NODA review for the Maltese Falcon
Society: University of Kent Players
Show: The Maltese Falcon
Venue: Elliot Cloisters, University of Kent, Canterbury
Director: Vicky Gatward-Warner
Assistant Director: Kat Flaxman
The Maltese Falcon is a 1930 detective novel by American writer Dashiell Hammett, originally serialized in the magazine Black Mask and later in 1941 it was turned into the classic film starring Humphrey Bogart.
The University of Kent Players took the inventive and exciting decision to present the Lux Radio Theatre adaptation of this play outside in the cloisters of Elliot College on the University Campus which has a natural amphitheatre built within its grounds. Unfortunately for them mother nature had other ideas and the inclement weather meant that the quick thinking group managed to move the entire production indoors into a space never used by them previously and set up for an audience all within an hour. All credit to the teamwork it evidently took to do this.
Once set up, sat on the floor, in the indoor space with our picnics in front of us we were treated to an incredibly entertaining and slickly directed production by Vicky Gatward-Warner. She knew exactly how to manoeuvre her performers around the space and got the best out of all of them. Costumes by Linda McCann were of the period and both the recorded and live sound effects were appropriate for the atmosphere.
Right from the start Robin Rose Breetveld showed an enigmatic presence as the productions protagonist Sam Spade. She gave the character a slick and smooth quality that was necessary for the portrayal. An archetypical film noir performance.
The role of the deceitful femme fatale of the piece Brigid Shaughnessy was played by newcomer to the group Katie Blythe. She flitted between a strong vampish quality and a soft vulnerable side and it was lovely to watch her switch between the two.
Marie-Jeanne Royer played Detective Tom Polhaus, Wilmer Cook and Dot Browning with as much comic value as possible. She grew into the characters as the performance went on and her dry delivery really brought the best out of the script.
Jess Hudson, as the exceptionally concerned Effie Perine and the highly amusing Mrs Browning, played her roles with a great sense of variety and stagecraft. She was an accomplished performer that oozed confidence throughout. The trust and compassion between Effie and Sam Spade was evident.
The character of Joel Cairo was played well by Zarina Hawkins. In Hammett's novel, the character is clearly homosexual but due to the cross gender casting (which I’m a huge fan of) this could not be explored within this particular production. Zarina also played the roles of Sam’s business partner Miles Archer and the ever so loyal Captain Jacoby with a solid sense of control and command.

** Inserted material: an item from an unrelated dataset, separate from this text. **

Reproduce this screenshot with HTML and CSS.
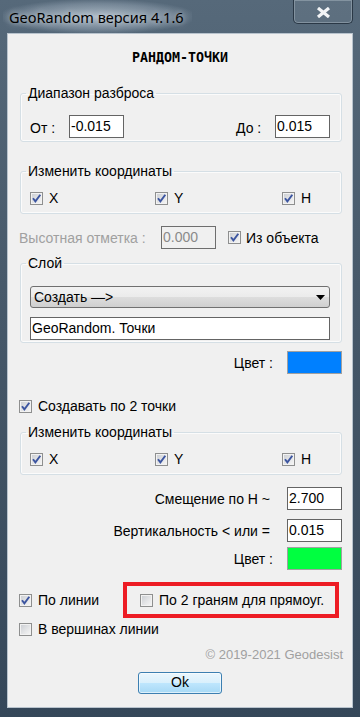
FILE: index.html
```html
<!DOCTYPE html>
<html lang="ru">
<head>
    <meta charset="UTF-8">
    <meta name="viewport" content="width=device-width, initial-scale=1.0">
    <title>GeoRandom</title>
    <link rel="stylesheet" href="styles.css">
</head>
<body>
    <div class="window">
        <!-- Title bar -->
        <div class="titlebar">
            <span class="title">GeoRandom версия 4.1.6</span>
            <span class="close-btn">
                <svg width="15" height="11" viewBox="0 0 15 11"><path d="M2 1 L13 10 M13 1 L2 10" stroke="#f2f4f6" stroke-width="3.2" fill="none"/></svg>
            </span>
        </div>

        <div class="client">
            <h1 class="heading">РАНДОМ-ТОЧКИ</h1>

            <!-- Range -->
            <fieldset class="group group-range">
                <legend>Диапазон разброса</legend>
                <div class="range-row">
                    <div class="range-pair">
                        <span class="range-label">От :</span>
                        <div class="field">-0.015</div>
                    </div>
                    <div class="range-pair">
                        <span class="range-label">До :</span>
                        <div class="field">0.015</div>
                    </div>
                </div>
            </fieldset>

            <!-- Coordinates 1 -->
            <fieldset class="group group-coords">
                <legend>Изменить координаты</legend>
                <div class="cb-row">
                    <div class="cb-item cb-x"><span class="cb"><svg width="11" height="11" viewBox="0 0 11 11"><path d="M2 5.2 L4.4 8.4 L9.3 1.8" stroke="#3c55a0" stroke-width="1.9" fill="none"/></svg></span>X</div>
                    <div class="cb-item cb-y"><span class="cb"><svg width="11" height="11" viewBox="0 0 11 11"><path d="M2 5.2 L4.4 8.4 L9.3 1.8" stroke="#3c55a0" stroke-width="1.9" fill="none"/></svg></span>Y</div>
                    <div class="cb-item"><span class="cb"><svg width="11" height="11" viewBox="0 0 11 11"><path d="M2 5.2 L4.4 8.4 L9.3 1.8" stroke="#3c55a0" stroke-width="1.9" fill="none"/></svg></span>H</div>
                </div>
            </fieldset>

            <!-- Altitude -->
            <div class="alt-row">
                <span class="alt-label">Высотная отметка :</span>
                <div class="field disabled">0.000</div>
                <div class="cb-item alt-check"><span class="cb"><svg width="11" height="11" viewBox="0 0 11 11"><path d="M2 5.2 L4.4 8.4 L9.3 1.8" stroke="#3c55a0" stroke-width="1.9" fill="none"/></svg></span>Из объекта</div>
            </div>

            <!-- Layer -->
            <fieldset class="group group-layer">
                <legend>Слой</legend>
                <div class="select">
                    <span>Создать —&gt;</span>
                    <svg width="9" height="5" viewBox="0 0 9 5"><polygon points="0,0 9,0 4.5,5" fill="#000"/></svg>
                </div>
                <div class="field wide">GeoRandom. Точки</div>
            </fieldset>

            <div class="value-row color-row first-color">
                <span class="value-label">Цвет :</span>
                <div class="swatch blue"></div>
            </div>

            <div class="cb-item single two-points"><span class="cb"><svg width="11" height="11" viewBox="0 0 11 11"><path d="M2 5.2 L4.4 8.4 L9.3 1.8" stroke="#3c55a0" stroke-width="1.9" fill="none"/></svg></span>Создавать по 2 точки</div>

            <!-- Coordinates 2 -->
            <fieldset class="group group-coords second">
                <legend>Изменить координаты</legend>
                <div class="cb-row">
                    <div class="cb-item cb-x"><span class="cb"><svg width="11" height="11" viewBox="0 0 11 11"><path d="M2 5.2 L4.4 8.4 L9.3 1.8" stroke="#3c55a0" stroke-width="1.9" fill="none"/></svg></span>X</div>
                    <div class="cb-item cb-y"><span class="cb"><svg width="11" height="11" viewBox="0 0 11 11"><path d="M2 5.2 L4.4 8.4 L9.3 1.8" stroke="#3c55a0" stroke-width="1.9" fill="none"/></svg></span>Y</div>
                    <div class="cb-item"><span class="cb"><svg width="11" height="11" viewBox="0 0 11 11"><path d="M2 5.2 L4.4 8.4 L9.3 1.8" stroke="#3c55a0" stroke-width="1.9" fill="none"/></svg></span>H</div>
                </div>
            </fieldset>

            <div class="value-row shift-row">
                <span class="value-label">Смещение по Н ~</span>
                <div class="field">2.700</div>
            </div>
            <div class="value-row vert-row">
                <span class="value-label">Вертикальность &lt; или =</span>
                <div class="field">0.015</div>
            </div>
            <div class="value-row color-row second-color">
                <span class="value-label">Цвет :</span>
                <div class="swatch green"></div>
            </div>

            <!-- Line options -->
            <div class="line-row">
                <div class="cb-item line-check"><span class="cb"><svg width="11" height="11" viewBox="0 0 11 11"><path d="M2 5.2 L4.4 8.4 L9.3 1.8" stroke="#3c55a0" stroke-width="1.9" fill="none"/></svg></span>По линии</div>
                <div class="highlight">
                    <div class="cb-item"><span class="cb"></span>По 2 граням для прямоуг.</div>
                </div>
            </div>
            <div class="cb-item single vertices"><span class="cb"></span>В вершинах линии</div>

            <div class="copyright">© 2019-2021 Geodesist</div>

            <div class="ok-btn">Ok</div>
        </div>
    </div>
</body>
</html>
```

FILE: styles.css
```css
/* General */
body {
    margin: 0;
    padding: 0;
    background: #3a4c5d;
}

.window {
    width: 360px;
    height: 717px;
    box-sizing: border-box;
    padding: 0 7px;
    background: linear-gradient(180deg, #56697a 0%, #47596a 40%, #354759 100%);
    font-family: "Liberation Sans", Arial, sans-serif;
    font-size: 14px;
    color: #000;
    overflow: hidden;
}

/* Title bar */
.titlebar {
    height: 33px;
    display: flex;
    align-items: flex-start;
}

.title {
    margin-left: -4px;
    padding: 7px 8px 6px 6px;
    font-family: "Noto Sans", sans-serif;
    font-size: 14.5px;
    line-height: 20px;
    color: #000;
    background: radial-gradient(ellipse at center, rgba(200, 212, 222, 0.75) 0%, rgba(160, 175, 190, 0.4) 55%, rgba(90, 110, 125, 0) 75%);
    text-shadow: 0 0 6px rgba(230, 236, 242, 0.9);
}

.close-btn {
    margin-left: auto;
    width: 60px;
    height: 24px;
    box-sizing: border-box;
    border: 1px solid #2a3846;
    border-top: none;
    border-radius: 0 0 5px 5px;
    box-shadow: inset 0 0 0 1px rgba(200, 212, 222, 0.35);
    background: rgba(255, 255, 255, 0.05);
    display: flex;
    align-items: center;
    justify-content: center;
    padding-top: 1px;
}

/* Client area */
.client {
    height: 675px;
    box-sizing: border-box;
    border: 1px solid #b8c3cd;
    background: #f0f0f0;
    display: flex;
    flex-direction: column;
}

.heading {
    margin: 16px 0 0;
    font-family: "DejaVu Sans Mono", monospace;
    font-weight: bold;
    font-size: 13.3px;
    line-height: 16px;
    text-align: center;
    letter-spacing: 0;
}

/* Group boxes */
.group {
    margin: 0 10px 0 12px;
    padding: 0 11px 3px 9px;
    border: 1px solid #d5dfe5;
    border-radius: 3px;
    box-shadow: inset 0 0 0 1px #fbfbfb;
    min-width: 0;
}

.group legend {
    margin-left: -4px;
    padding: 0 2px;
    line-height: 16px;
}

.group-range {
    margin-top: 19px;
    padding-top: 14px;
}

.group-coords {
    margin-top: 21px;
    padding-top: 11px;
    padding-bottom: 7px;
}

.group-coords.second {
    margin-top: 10px;
}

.group-layer {
    margin-top: 6px;
    padding-top: 15px;
    padding-bottom: 2px;
}

/* Fields */
.field {
    width: 55px;
    height: 23px;
    box-sizing: border-box;
    border: 1px solid #646464;
    background: #fff;
    padding: 1px 0 0 1px;
    line-height: 18px;
    white-space: nowrap;
    flex: none;
}

.field.wide {
    width: 300px;
    margin-top: 9px;
}

.field.disabled {
    background: #f0f0f0;
    border-color: #6e6e6e;
    color: #8a8a8a;
}

.range-row {
    display: flex;
    justify-content: space-between;
}

.range-pair {
    display: flex;
    align-items: center;
}

.range-label {
    width: 39px;
    flex: none;
    line-height: 16px;
    padding-top: 2px;
}

/* Checkboxes */
.cb-row {
    display: flex;
}

.cb-item {
    display: flex;
    align-items: center;
    line-height: 16px;
    white-space: nowrap;
}

.cb-x {
    width: 125px;
}

.cb-y {
    width: 127px;
}

.cb {
    width: 13px;
    height: 13px;
    box-sizing: border-box;
    border: 1px solid #8e8f8f;
    background: linear-gradient(135deg, #c9ccd1 0%, #e4e5e7 55%, #f7f7f7 100%);
    box-shadow: inset 0 0 0 1px #f2f2f2;
    margin-right: 6px;
    flex: none;
    display: flex;
    align-items: center;
    justify-content: center;
}

.cb svg {
    display: block;
}

.single {
    margin-left: 11px;
}

.two-points {
    margin-top: 24px;
}

.vertices {
    margin-top: 3px;
}

/* Altitude row */
.alt-row {
    margin: 12px 0 0 11px;
    display: flex;
    align-items: center;
}

.alt-label {
    width: 142px;
    flex: none;
    color: #a0a0a0;
    line-height: 16px;
}

.alt-check {
    margin-left: 12px;
}

.alt-check .cb {
    margin-right: 5px;
}

/* Select */
.select {
    width: 300px;
    height: 22px;
    box-sizing: border-box;
    border: 1px solid #707070;
    border-radius: 3px;
    background: linear-gradient(180deg, #f2f2f2 0%, #ebebeb 50%, #dddddd 51%, #cfcfcf 100%);
    display: flex;
    align-items: center;
    justify-content: space-between;
    padding: 0 4px 0 3px;
    line-height: 16px;
}

/* Value rows */
.value-row {
    margin-right: 10px;
    display: flex;
    justify-content: flex-end;
    align-items: center;
}

.value-label {
    line-height: 16px;
    margin-right: 17px;
}

.color-row .value-label {
    margin-right: 14px;
}

.first-color {
    margin-top: 8px;
}

.shift-row {
    margin-top: 12px;
}

.vert-row {
    margin-top: 9px;
}

.second-color {
    margin-top: 5px;
}

.swatch {
    width: 55px;
    height: 23px;
    box-sizing: border-box;
    border: 1px solid #a0a0a0;
}

.swatch.blue {
    background: #0080ff;
}

.swatch.green {
    background: #00ff40;
}

/* Line options */
.line-row {
    margin-top: 12px;
    display: flex;
    align-items: center;
}

.line-check {
    width: 104px;
    margin-left: 11px;
}

.highlight {
    width: 216px;
    height: 36px;
    box-sizing: border-box;
    border: 4px solid #ed1c24;
    padding-left: 13px;
    display: flex;
    align-items: center;
}

.copyright {
    margin: 10px 9px 0 0;
    text-align: right;
    font-size: 13px;
    line-height: 16px;
    color: #a0a0a0;
}

.ok-btn {
    margin: 9px auto 0;
    width: 84px;
    height: 22px;
    box-sizing: border-box;
    border: 1px solid #3c7fb1;
    border-radius: 3px;
    background: linear-gradient(180deg, #eaf6fd 0%, #d9f0fc 50%, #bee6fd 51%, #a7d9f5 100%);
    box-shadow: inset 0 0 0 1px rgba(255, 255, 255, 0.6);
    text-align: center;
    line-height: 19px;
}
```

James Manning gave a first class performance as the arch villain Kaspar Gutman, the arrogant and incompetent Lieutenant Dundy and Chewy. His versatility and interpretation of each role was outstanding particularly expressing the difference in all three characters. His body language was well observed and appropriate for each character.
Kat Flaxman took on the role of the announcer as well as supporting Sophie Taylor on sound effects. Both ladies didn’t miss a cue on what is a particularly demanding job.
A suggestion of something to work on in the future would be creating radio studio characters. It would just be an extra dimension to see the actors playing characters at the back that are totally different to their radio personas as an extra dimension to the piece.
This production was a thoroughly enjoyable experience. I loved the idea of it and it didn’t disappoint. Many congratulations on a smooth run show. I look forward to your next offering.